There’s a tremendous amount of liberty in learning that you’re probably not going to die anytime soon. There’s even more in learning that when you do eventually go, it won’t be from a disease will rob you of your mind and body before killing you.
If you’re Jake Dowell of the Rockford Ice Hogs, you take your triumphs where you can get them these days. And for Dowell, recently finding out that he is not carrying the gene for Huntington’s disease is indeed cause for celebration. To be sure, it will make Christmas this year, his first with five-month-old daughter Elizabeth, one to treasure.
But as always for Dowell, the joy will be tinged with sadness and tragedy. As he revels in the fact that the Huntington disease gene skipped him, his older brother, Lucas, is living out his final days in a care facility, slowly decaying from the same disease that took their father almost two years ago.
“He’s in the final stages of everything,” Dowell said of his brother. “He’s very much into the voices that are in his head. He’s just really quiet and he’s completely dependent on someone to care for him for everything.”
There is no cure for Huntington’s disease, at least not yet, so the prognosis for Lucas Dowell is grim. His organs are still working and he’s able to swallow food that is cut up and fed to him, but Jake Dowell knows the disease is progressing quickly.
“My dad was much more there mentally, so we debated for a while and he stayed alive a lot longer because we put a feeding tube in my dad and I don’t think we’re going to do that with my brother,” Dowell said. “He just doesn’t have the quality of life where he can even have a conversation with anybody and it was just so hard with my dad to decide when to take the feeding tube out and I don’t want to go through that again. I asked my mom if I need to come home over Christmas and the all-star break and she thought that he’s still eating, she thinks he would at least be able to make it through the hockey season and I’d be able to spend time with him in the summer. So I’m hoping for that, at least.”
The Dowell family’s plight was brought to light in 2011 when The Hockey News featured him on the cover. Dowell was a fourth-liner for the Chicago Blackhawks at the time and was dealing not only with the uncertainty he faced about his own future, but also the fact that both his father and brother were afflicted with Huntington’s, a rare genetic disorder in which nerve cells in the brain are irreparably damaged, causing various parts of the brain to deteriorate.
Here is a PDF version of the THN story on Dowell:
So while Dowell may be free of Huntington’s disease in a physical sense, it never, ever really leaves him and probably never will. But gone are the days when a simple muscle twitch would have him wondering whether or not he was carrying the gene. For years and years, the disease has played games in his head and it finally got to the point where he had to know what his future was going to be. The fact that the uncertainty has been removed has given Dowell a new lease on life. In many ways, even though he’s 30 years old and has played 562 pro games – 157 in the NHL – Dowell feels the optimism of a rookie these days.

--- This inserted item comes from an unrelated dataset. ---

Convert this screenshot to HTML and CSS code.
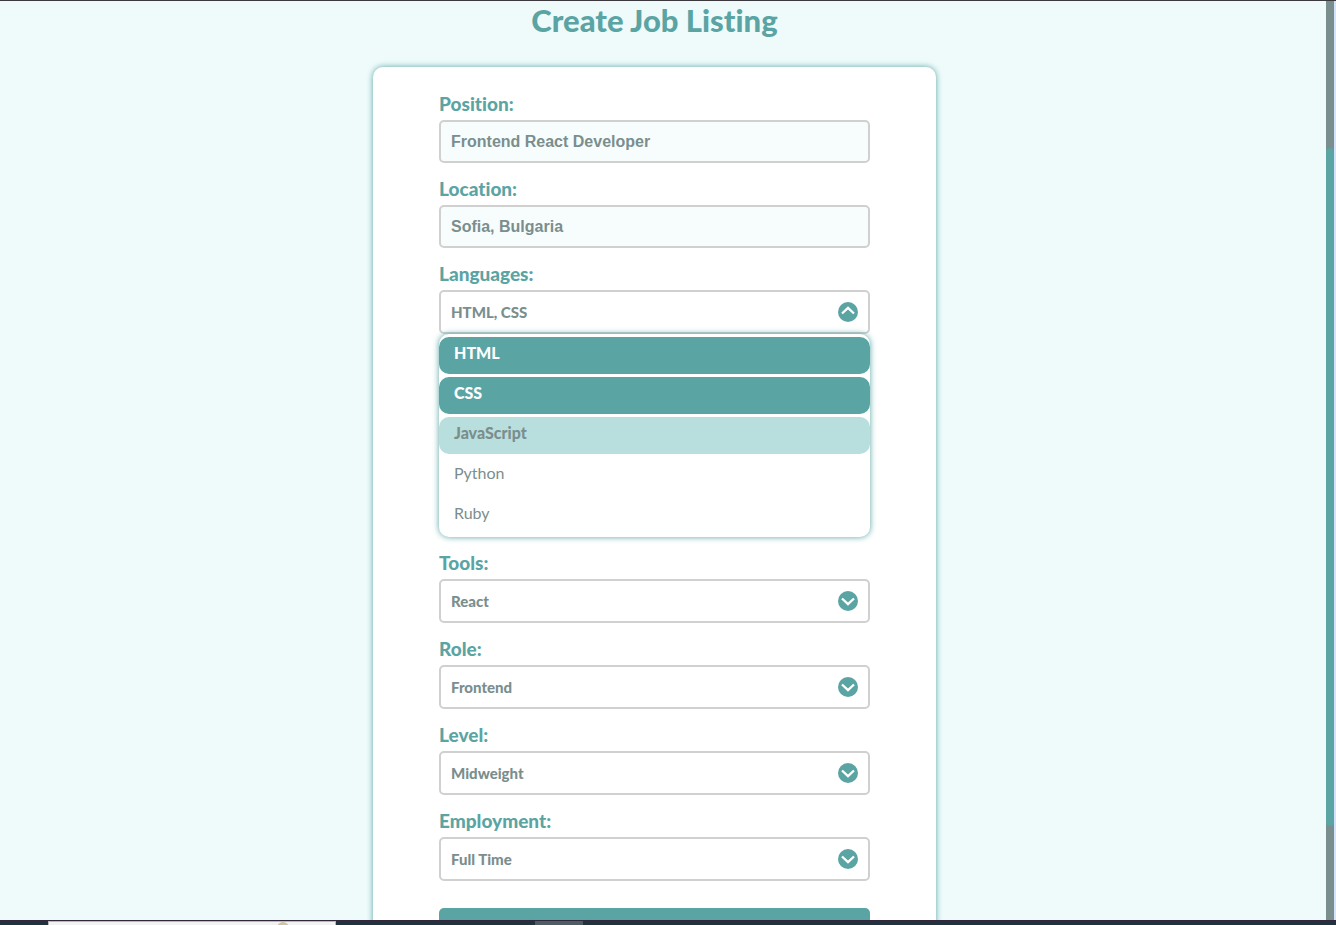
FILE: index.html
```html
<!DOCTYPE html>
<html lang="en">
<head>
<meta charset="utf-8">
<meta name="viewport" content="width=device-width, initial-scale=1">
<title>Create Job Listing</title>
<link rel="stylesheet" href="styles.css">
</head>
<body>
<div class="window">
  <main class="page">
    <h1 class="title">Create Job Listing</h1>
    <form class="card">
      <label class="label" for="position">Position:</label>
      <input class="field" id="position" type="text" value="Frontend React Developer">

      <label class="label" for="location">Location:</label>
      <input class="field" id="location" type="text" value="Sofia, Bulgaria">

      <label class="label" for="languages">Languages:</label>
      <button class="picker" id="languages" type="button" aria-haspopup="listbox" aria-expanded="true">
        <span>HTML, CSS</span>
        <svg class="chevron" viewBox="0 0 20 20" aria-hidden="true"><circle cx="10" cy="10" r="10"/><path d="M4 11.500 10 5.800l6 5.700"/></svg>
      </button>
      <ul class="options" role="listbox" aria-multiselectable="true" aria-label="Languages">
        <li class="option option-selected" role="option" aria-selected="true">HTML</li>
        <li class="option option-selected" role="option" aria-selected="true">CSS</li>
        <li class="option option-hover" role="option" aria-selected="false">JavaScript</li>
        <li class="option" role="option" aria-selected="false">Python</li>
        <li class="option" role="option" aria-selected="false">Ruby</li>
      </ul>

      <label class="label" for="tools">Tools:</label>
      <div class="select-wrap">
        <select class="picker" id="tools"><option>React</option></select>
        <svg class="chevron" viewBox="0 0 20 20" aria-hidden="true"><circle cx="10" cy="10" r="10"/><path d="M4 7.500 10 13.200l6-5.700"/></svg>
      </div>

      <label class="label" for="role">Role:</label>
      <div class="select-wrap">
        <select class="picker" id="role"><option>Frontend</option></select>
        <svg class="chevron" viewBox="0 0 20 20" aria-hidden="true"><circle cx="10" cy="10" r="10"/><path d="M4 7.500 10 13.200l6-5.700"/></svg>
      </div>

      <label class="label" for="level">Level:</label>
      <div class="select-wrap">
        <select class="picker" id="level"><option>Midweight</option></select>
        <svg class="chevron" viewBox="0 0 20 20" aria-hidden="true"><circle cx="10" cy="10" r="10"/><path d="M4 7.500 10 13.200l6-5.700"/></svg>
      </div>

      <label class="label" for="employment">Employment:</label>
      <div class="select-wrap">
        <select class="picker" id="employment"><option>Full Time</option></select>
        <svg class="chevron" viewBox="0 0 20 20" aria-hidden="true"><circle cx="10" cy="10" r="10"/><path d="M4 7.500 10 13.200l6-5.700"/></svg>
      </div>

      <button class="submit" type="submit" aria-label="Create"></button>
    </form>
  </main>
  <div class="scrollbar"><div class="thumb"></div></div>
</div>
<footer class="taskbar">
  <div class="search"><span class="search-badge"></span></div>
  <div class="active-app"></div>
</footer>
</body>
</html>
```
FILE: styles.css
```css
* { box-sizing: border-box; }

body {
  margin: 0;
  height: 100vh;
  display: flex;
  flex-direction: column;
  overflow: hidden;
  background: #effbfb;
  color: #7b8e8e;
  font-family: Lato, sans-serif;
  font-size: 16px;
  font-variant-ligatures: none;
}

.window {
  flex: 1;
  min-height: 0;
  display: flex;
  border-top: 1px solid #3b393d;
}

.page {
  flex: 1;
  padding-right: 17px;
  overflow: hidden;
}

.title {
  margin: 0 0 28px;
  color: #5ba4a4;
  font-size: 31px;
  font-weight: 900;
  line-height: 38px;
  text-align: center;
}

.card {
  display: flex;
  flex-direction: column;
  width: 100%;
  max-width: 563px;
  margin: 0 auto;
  padding: 11px 66px 40px;
  border-radius: 10px;
  background: #fff;
  box-shadow: 0 0 6px #5ba4a4;
}

.label {
  margin-top: 14px;
  color: #5ba4a4;
  font-size: 19px;
  font-weight: 900;
  line-height: 23px;
  padding-bottom: 5px;
}

.field,
.picker {
  width: 100%;
  padding: 0 10px;
  border: 2px solid #d0d0d0;
  border-radius: 5px;
  outline: none;
  color: #7b8e8e;
}

.field {
  height: 43px;
  background: #f7fdfd;
  font: bold 16px "Liberation Sans", Arial, sans-serif;
}

.picker {
  display: flex;
  align-items: center;
  justify-content: space-between;
  height: 44px;
  background: #fff;
  font: 900 15px Lato, sans-serif;
  font-variant-ligatures: none;
  text-align: left;
  appearance: none;
}

.select-wrap {
  display: grid;
  align-items: center;
}

.select-wrap > * { grid-area: 1 / 1; }

.select-wrap .chevron {
  justify-self: end;
  margin-right: 12px;
  pointer-events: none;
}

.chevron {
  width: 20px;
  height: 20px;
  fill: #5ba4a4;
}

.chevron path {
  fill: none;
  stroke: #fff;
  stroke-width: 2.3;
}

.options {
  display: flex;
  flex-direction: column;
  gap: 3px;
  margin: 0;
  padding: 3px 0;
  border-radius: 10px;
  background: #fff;
  box-shadow: 0 0 6px #5ba4a4;
  list-style: none;
}

.option {
  height: 37px;
  padding: 0 15px;
  border-radius: 10px;
  line-height: 32px;
}

.option-selected {
  background: #5ba4a4;
  color: #fff;
  font-weight: 900;
}

.option-hover {
  background: #b8dfde;
  font-weight: 900;
}

.submit {
  height: 44px;
  margin-top: 27px;
  border: 0;
  border-radius: 5px;
  background: #5ba4a4;
}

.scrollbar {
  display: flex;
  flex-direction: column;
  width: 10px;
  padding: 147px 0 94px;
  border-right: 2px solid #d5e2fb;
  background: #7b8e8e;
}

.thumb {
  flex: 1;
  border-radius: 4px;
  background: #5ba4a4;
}

.taskbar {
  display: flex;
  height: 5px;
  padding-left: 48px;
  border-top: 1px solid #32273a;
  background: #20333f;
}

.search {
  width: 288px;
  padding-left: 228px;
  overflow: hidden;
  border: 1px solid #b9b9b9;
  border-bottom: 0;
  background: #f2f2f2;
}

.search-badge {
  display: block;
  width: 12px;
  height: 12px;
  border-radius: 50%;
  background: #cdc3a5;
}

.active-app {
  width: 48px;
  margin-left: 199px;
  background: #4e5c65;
}
```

“To be totally honest, I just assumed I had it because I wanted to be prepared for the worst,” Dowell said. “There are certain things you do where your mind can play tricks and make you think…but now I look back laugh. I said to my wife, ‘Now that I know I’m not sick, I was just doing something dumb.’ But I do feel so much lighter. Now, I can stop overanalyzing everything.”
How that will translate to hockey is the next question to be answered. Will skating with less of a personal burden make Dowell a better hockey player? He hopes so. After playing out his contract in the Montreal Canadiens system last season, Dowell went to Rockford on a tryout and not only made the team, but is tied for the lead in scoring on a Rockford team that is in first place in the AHL’s Central Division and second place in the Western Conference.
“I’ve been pretty focused this year and I’m having a pretty good year,” Dowell said. “And I want to be able just focus on that and try to get myself to where I want to be and that’s the NHL. So now that can be my main focus.”
The first cardinal rule in sports journalism is that there is no cheering allowed in the press box. But we’re cheering for Jake Dowell to get back to the NHL. Loudly. There are few players who deserve it more.